A message in its most general meaning is an object of communication. It is something which provides information or message; it can also be this information or message itself.
Word of the Day
“Why there is two exchanges in India”
India has two operational stock exchanges: Bombay Stock Exchange (BSE) and National Stock Exchange (NSE).
There were other stock exchanges in India also.
But they shut down due to operational reasons like not being able to remain technologically updated or not being able to stick to the regulatory requirements, etc.
Example: Calcutta Stock Exchange, Bangalore Stock Exchange, Madras Stock Exchange — are all stock exchanges in India that are no longer operating.
Stock exchange is like a shopping mall — a place to buy and sell.
There can be any number of stock exchanges in a country.
Right now, we have two exchanges.
Nifty Next 50
Nifty Next 50 is an index (collection) of stocks.
It consists of the 51st to 100th biggest stocks of India. The 50 biggest stocks are shown in the index Nifty 50, the 30 biggest are shown in Sensex 30.
The size of the stocks is determined by their market capitalization (m-cap).
How is the IPO price decided?
There are firms that take companies through the IPO process. They are called underwriters.
Underwriters use various methods to estimate the share price. There are a few methods like discounted cash flow method, comparing with other companies, etc.
Once they have a share price that they think is good, they have two options.
Fixed price offering: where one share price is offered to investors.
Book building offering: where they keep the price in a 20% range and let investors bid for shares.
Based on the bidding, the final price is decided.
Why do companies go for an IPO?
To get money.
IPO is a procedure in which a company sells its own shares to investors.
The money can then be used to expand the business operations, spend on R&D, pay back loans, etc.
Once the shares are sold to investors, the company itself does not get any money from the further buying and selling of the shares.
Example. XYZ Company sold 20,000 of its shares in an IPO.
Now, share market investors buy and sell these 20,000 shares among each other.
PE ratio
PE ratio—also known as P/E ratio, P to E ratio, or simply PE.
PE ratio has become one of the most talked about measures of valuation—if a stock is fairly valued, undervalued, or overvalued.
This week, we will learn more about this ratio, what it tells us, and what it cannot tell us.
First, how is it calculated?
Price of one stock divided by the earnings-per-share of that company.
PE ratio = Current share price / earnings-per-share.
Earnings-per-share = net profit of a company / total shares.
Finance certifications
As you would imagine, there are many finance-related certifications in the world.
Many of the global-level financial certifications are also valid in India.
Example: Financial Risk Manager Certification.
People with this certification are employed in roles where they manage risks relating to liquidity, credit, and markets.
Other examples: Association of Chartered Certified Accountants (ACCA), Certified Management Accountant (CMA), Chartered Financial Planner (CFP), etc.

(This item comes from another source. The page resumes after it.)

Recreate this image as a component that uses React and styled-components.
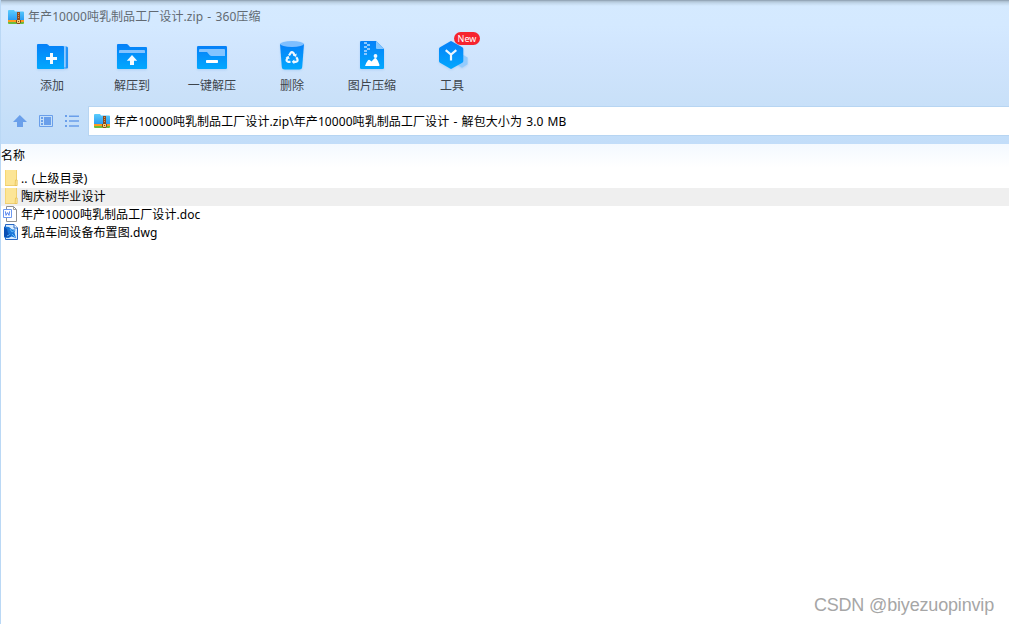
import React from "react";
import styled, { createGlobalStyle } from "styled-components";

const tools = [
  { label: "添加", icon: AddIcon },
  { label: "解压到", icon: ExtractIcon },
  { label: "一键解压", icon: QuickExtractIcon },
  { label: "删除", icon: TrashIcon },
  { label: "图片压缩", icon: ImageZipIcon },
  { label: "工具", icon: CubeIcon, badge: "New" },
];

const files = [
  { name: ".. (上级目录)", icon: FolderIcon },
  { name: "陶庆树毕业设计", icon: FolderIcon, active: true },
  { name: "年产10000吨乳制品工厂设计.doc", icon: DocIcon },
  { name: "乳品车间设备布置图.dwg", icon: DwgIcon },
];

const App = () => {
  return (
    <Window>
      <GlobalStyle />
      <Gradients />
      <Header>
        <TitleBar>
          <ArchiveIcon />
          <span>年产10000吨乳制品工厂设计.zip - 360压缩</span>
        </TitleBar>
        <Toolbar>
          {tools.map(({ label, icon: Icon, badge }) => (
            <Tool key={label}>
              <Icon />
              <span>{label}</span>
              {badge && <Badge>{badge}</Badge>}
            </Tool>
          ))}
        </Toolbar>
        <AddressBar>
          <NavButtons>
            <UpIcon />
            <PreviewIcon />
            <ListIcon />
          </NavButtons>
          <Address>
            <ArchiveIcon />
            <AddressText>
              年产10000吨乳制品工厂设计.zip\年产10000吨乳制品工厂设计 -
              解包大小为 3.0 MB
            </AddressText>
          </Address>
        </AddressBar>
      </Header>
      <ColumnHeader>名称</ColumnHeader>
      <FileList>
        {files.map(({ name, icon: Icon, active }) => (
          <FileRow key={name} $active={active}>
            <Icon />
            <span>{name}</span>
          </FileRow>
        ))}
      </FileList>
      <Watermark>CSDN @biyezuopinvip</Watermark>
    </Window>
  );
};

function Gradients() {
  return (
    <HiddenSvg width="0" height="0">
      <defs>
        <linearGradient id="blue" x1="0" y1="0" x2="0" y2="1">
          <stop offset="0" stopColor="#0680f8" />
          <stop offset="1" stopColor="#02a8fe" />
        </linearGradient>
        <linearGradient id="sky" x1="0" y1="0" x2="0" y2="1">
          <stop offset="0" stopColor="#5accfc" />
          <stop offset="1" stopColor="#2b9cf2" />
        </linearGradient>
      </defs>
    </HiddenSvg>
  );
}

function ArchiveIcon() {
  return (
    <svg width="16" height="16" viewBox="0 0 16 16">
      <path d="M0 2q0-1 1-1h5l1 1.5h8q1 0 1 1V11H0z" fill="url(#sky)" />
      <path d="M0 11h16v2H0z" fill="#ff9a1e" />
      <path d="M0 13h16v1q0 1-1 1H1q-1 0-1-1z" fill="#6cbb3c" />
      <path d="M9 3h3v12H9z" fill="#8c4a22" />
      <path d="M10 4h1v1h-1zM10 6h1v1h-1zM10 8h1v1h-1z" fill="#d99a4e" />
      <path d="M8 11h5v3H8z" fill="#8a4919" />
      <path d="M9 11h3v3H9z" fill="#f3cf72" />
      <path d="M10 12h1v1h-1z" fill="#8a4919" />
    </svg>
  );
}

function AddIcon() {
  return (
    <ToolSvg viewBox="0 0 32 32">
      <path d="M28 6.5h2.5Q32 6.5 32 8v19.5q0 1-1 1h-3z" fill="#2393f7" />
      <path d="M27 6h2.8v21.5H27z" fill="#91caff" />
      <path
        d="M1 5q0-1 1-1h8.6q.7 0 1.2.6L13.4 6H27q1 0 1 1v22H2q-1 0-1-1z"
        fill="url(#blue)"
      />
      <path d="M14 13h3v4h4v3h-4v4h-3v-4h-4v-3h4z" fill="#f6fbff" />
    </ToolSvg>
  );
}

function ExtractIcon() {
  return (
    <ToolSvg viewBox="0 0 32 32">
      <path
        d="M1 5q0-1 1-1h8.6q.7 0 1.2.6L14 7h16q1 0 1 1v20q0 1-1 1H2q-1 0-1-1z"
        fill="url(#blue)"
      />
      <path d="M3 13v-2q0-1 1-1h24q1 0 1 1v2z" fill="#84c3ff" />
      <path d="M16 15l5.2 5.7H18V25h-4v-4.3h-3.2z" fill="#f6fbff" />
    </ToolSvg>
  );
}

function QuickExtractIcon() {
  return (
    <ToolSvg viewBox="0 0 32 32">
      <rect x="1" y="6" width="30" height="23" rx="1.3" fill="url(#blue)" />
      <path d="M3 12v-2q0-1 1-1h24q1 0 1 1v6H15.5q-1 0-1.8-.8L11 12z" fill="#83c4ff" />
      <rect x="10" y="20" width="12" height="3" rx=".7" fill="#fff" />
    </ToolSvg>
  );
}

function TrashIcon() {
  return (
    <ToolSvg viewBox="0 0 32 32">
      <path d="M4 4l1.8 23q.2 2.5 3 2.5h14.4q2.8 0 3-2.5L28 4z" fill="url(#blue)" />
      <ellipse cx="16" cy="4" rx="12" ry="2.9" fill="#7fbfff" />
      <g fill="none" stroke="#eef8ff" strokeWidth="2.2">
        <path d="M13 15.5l1.7-2.7q1.2-1.3 2.5 0l1.4 2.3" />
        <path d="M20.4 17.2l1.1 2.2q.5 2.3-1.8 2.5h-2.3" />
        <path d="M14.5 21.9h-2.2q-2.2-.5-1.6-2.5l1.4-2.4" />
      </g>
      <path
        d="M20.7 13.4l-.6 3.5-3.2-1.4zM18.3 19.4v4.8l-2.6-2.4zM9.5 17.2l3.3-1.2.8 3.2z"
        fill="#eef8ff"
      />
    </ToolSvg>
  );
}

function ImageZipIcon() {
  return (
    <ToolSvg viewBox="0 0 32 32">
      <path
        d="M4 2.2Q4 1 5.2 1H20l8 8v18.8q0 1.2-1.2 1.2H5.2Q4 29 4 27.8z"
        fill="url(#blue)"
      />
      <path d="M20 1l8 8h-7q-1 0-1-1z" fill="#85c6ff" />
      <path
        d="M8 2h3v2H8zM11 4h3v2h-3zM8 6h3v2H8zM11 8h3v2h-3zM8 10h3v2H8zM8 13h3v2H8z"
        fill="#8bc8ff"
      />
      <path d="M9 26q1.2-3.6 3-5.8 1-1 2 0l1.5 1.4 2.8-3q1-1 2 0 2.2 2.5 3.2 6.4.1 1-.8 1z" fill="#fff" />
      <circle cx="19.5" cy="16" r="1.9" fill="#eff8ff" />
    </ToolSvg>
  );
}

function CubeIcon() {
  return (
    <ToolSvg viewBox="0 0 32 32">
      <path d="M27 14.8l4.6 2.6v6.8L26 27.8l-5.5-3.2v-6.8z" fill="#93cbfd" />
      <path
        d="M14 1.4q1-.6 2 0l10.3 5.8q1 .6 1 1.8v12q0 1.2-1 1.8L16 28.6q-1 .6-2 0L4 22.8q-1-.6-1-1.8V9q0-1.2 1-1.8z"
        fill="url(#blue)"
      />
      <path
        d="M9.7 10.2l5.3 4.3 5.3-4.3M15 14.5V20.5"
        fill="none"
        stroke="#eaf6ff"
        strokeWidth="2.2"
      />
    </ToolSvg>
  );
}

function UpIcon() {
  return (
    <svg width="16" height="16" viewBox="0 0 16 16">
      <path d="M7.8 2L15 9h-4v5H5V9H1z" fill="#6a9fea" />
    </svg>
  );
}

function PreviewIcon() {
  return (
    <svg width="16" height="16" viewBox="0 0 16 16">
      <path d="M1.5 2.5h13v11h-13z" fill="none" stroke="#6a9fea" />
      <path d="M3 4h2v2H3zM3 7h2v2H3zM3 10h2v2H3zM6 4h7v8H6z" fill="#6a9fea" />
    </svg>
  );
}

function ListIcon() {
  return (
    <svg width="16" height="16" viewBox="0 0 16 16">
      <path
        d="M1 2h2v2H1zM1 7h2v2H1zM1 12h2v2H1zM5 2.5h10V4H5zM5 7.3h10v1.5H5zM5 12.3h10v1.5H5z"
        fill="#6a9fea"
      />
    </svg>
  );
}

function FolderIcon() {
  return (
    <FileSvg viewBox="0 0 16 16">
      <path d="M2 0h12v16H2z" fill="#fce596" />
      <path d="M2 0h1v16H2z" fill="#f7d773" />
      <path d="M13 0h1v10h-1zM2 15h12v1H2z" fill="#efcf70" />
      <path d="M12.5 10h1.7v5.5h-2.1z" fill="#fae6a0" stroke="#e7bd4b" strokeWidth=".7" />
    </FileSvg>
  );
}

function DocIcon() {
  return (
    <FileSvg viewBox="0 0 16 16">
      <path d="M3.5.5h7l3 3v12h-10z" fill="#fff" stroke="#8f8f8f" />
      <path d="M10.5.5v3h3" fill="none" stroke="#9f9f9f" />
      <path d="M.5 3.5h8v8h-8z" fill="#fff" stroke="#6d99f0" />
      <path d="M2.4 5.4l.6 4 1.5-2.8L6 9.400l.6-4" fill="none" stroke="#5584ee" />
    </FileSvg>
  );
}

function DwgIcon() {
  return (
    <FileSvg viewBox="0 0 16 16">
      <path d="M2.500.5h8.500l3.500 3.500v11.500h-12z" fill="#d9edff" stroke="#2767c4" />
      <path d="M11 .5V4h3.500" fill="#f4faff" stroke="#2767c4" />
      <path d="M1 2.500l5 .5 3 2.500 3.500 0-1 3 1.500 5.500-4.500-1.500-3 1.500-4.500-.5z" fill="#1c78da" />
      <path d="M1 3l3 2 1 4 3 3-4 1.500-3-1z" fill="#0c50b4" />
      <path d="M7 5l2 3 3-2M4 12l3-1.500M9 10l3 3" fill="none" stroke="#62b9f7" />
    </FileSvg>
  );
}

const GlobalStyle = createGlobalStyle`
  body {
    margin: 0;
    overflow: hidden;
    font-family: "Noto Sans", "Noto Sans CJK SC", sans-serif;
    font-size: 12px;
    letter-spacing: 0.08px;
    word-spacing: 1px;
    color: #000;
  }

  * {
    box-sizing: border-box;
  }

  svg {
    display: block;
    flex-shrink: 0;
  }
`;

const HiddenSvg = styled.svg`
  position: absolute;
`;

const Window = styled.main`
  position: relative;
  display: flex;
  flex-direction: column;
  width: 100%;
  height: 100vh;
  border-left: 1px solid #bad8f5;
  background: #fff;
  line-height: 18px;
  white-space: nowrap;
`;

const Header = styled.header`
  height: 144px;
  background:
    linear-gradient(#96a8b9 0 1px, #a9bccd 1px, #c1d6e9 3px, transparent 6px),
    linear-gradient(#d5eaff, #d4e9ff 25px, #cfe4fd 60px, #cae1f9 95px, #c5dff9 120px, #c2ddf9);
`;

const TitleBar = styled.div`
  display: flex;
  align-items: center;
  gap: 4px;
  height: 33px;
  padding-left: 7px;
  color: #626a72;
`;

const Toolbar = styled.nav`
  display: flex;
  height: 73px;
  padding-left: 11px;
`;

const Tool = styled.div`
  position: relative;
  display: flex;
  flex-direction: column;
  align-items: center;
  gap: 5px;
  width: 80px;
  padding-top: 7px;
  color: #3e454c;
`;

const ToolSvg = styled.svg`
  width: 32px;
  height: 32px;
  overflow: visible;
  filter: drop-shadow(0 1px 1px rgba(60, 140, 220, 0.2));
`;

const Badge = styled.span`
  position: absolute;
  top: -1px;
  left: 42px;
  width: 26px;
  height: 13px;
  border-radius: 7px;
  background: #f6242e;
  color: #fff;
  font-size: 9px;
  line-height: 13px;
  text-align: center;
`;

const AddressBar = styled.div`
  display: flex;
  height: 30px;
`;

const NavButtons = styled.div`
  display: flex;
  align-items: center;
  gap: 10px;
  width: 87px;
  padding-left: 11px;
`;

const Address = styled.div`
  display: flex;
  flex: 1;
  align-items: center;
  gap: 4px;
  padding-left: 5px;
  border: 1px solid #b7d5f2;
  border-right: 0;
  background: #fff;
`;

const AddressText = styled.span`
  padding-top: 2px;
`;

const ColumnHeader = styled.div`
  height: 26px;
  padding-top: 3px;
  background: linear-gradient(#f3f9ff, #fff 24px);
`;

const FileList = styled.div`
  display: flex;
  flex-direction: column;
`;

const FileRow = styled.div`
  display: flex;
  align-items: center;
  gap: 2px;
  height: 18px;
  padding-left: 2px;
  background: ${(props) => (props.$active ? "#efefef" : "transparent")};

  svg {
    margin-bottom: 2px;
  }
`;

const FileSvg = styled.svg`
  width: 16px;
  height: 16px;
`;

const Watermark = styled.div`
  position: absolute;
  right: 15px;
  bottom: 8px;
  color: #a6a6a6;
  font-family: "Liberation Sans", sans-serif;
  font-size: 18px;
  letter-spacing: -0.17px;
  word-spacing: 0;
  line-height: 22px;
`;

export default App;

Some of these certifications are fairly easy and can be cleared with a short period of preparation.
Many people actually take these exams simply to gain the knowledge that is required to clear these exams — with the only intention of handling their own finances better.
Hedge Funds
A hedge fund is a type of institutional investor (similar to mutual funds).
Hedge funds are of many different types. Each uses different strategies to invest and generate returns for their investors.
Regular retail investors are not allowed to invest in them due to their high-risk nature.
Hedge funds investments are most commonly made by rich individuals and other institutions like pension funds, banks, etc.
“What is relation between p and sector p”
PE ratio stands for price-to-earnings ratio.
To get the PE ratio, you
-take the price of the share
-divide it by the earnings (per share)
What this tells you is how high the price of a stock is when compared to the money it is earning.
PE ratio is used by many investors to determine if a stock is overvalued or undervalued.
But there is no 'right' level. It varies from investor to investor.
The PE ratio of companies in same industries are usually similar.
For example, companies from the infra sector will likely have similar PE ratios. Banking sector companies' PE will be similar. And so on.
This is where the concept of sector PE ratio comes in.
They calculate the PE ratio of an entire industry or sector (infra, pharma, banking, etc).
Based on that, they can look at individual stocks and decide if the PE ratio is too high or too low.
Example:
The sector PE ratio of IT stocks is 25.
So, when an investor sees an IT company stock’s PE ratio being 20, he/she might say that the stock is undervalued in comparison to the sector.
The sector PE ratio of energy stocks is 15.
So, when an investor sees an energy stock’s PE being 20, he/she might say that the stock is overvalued.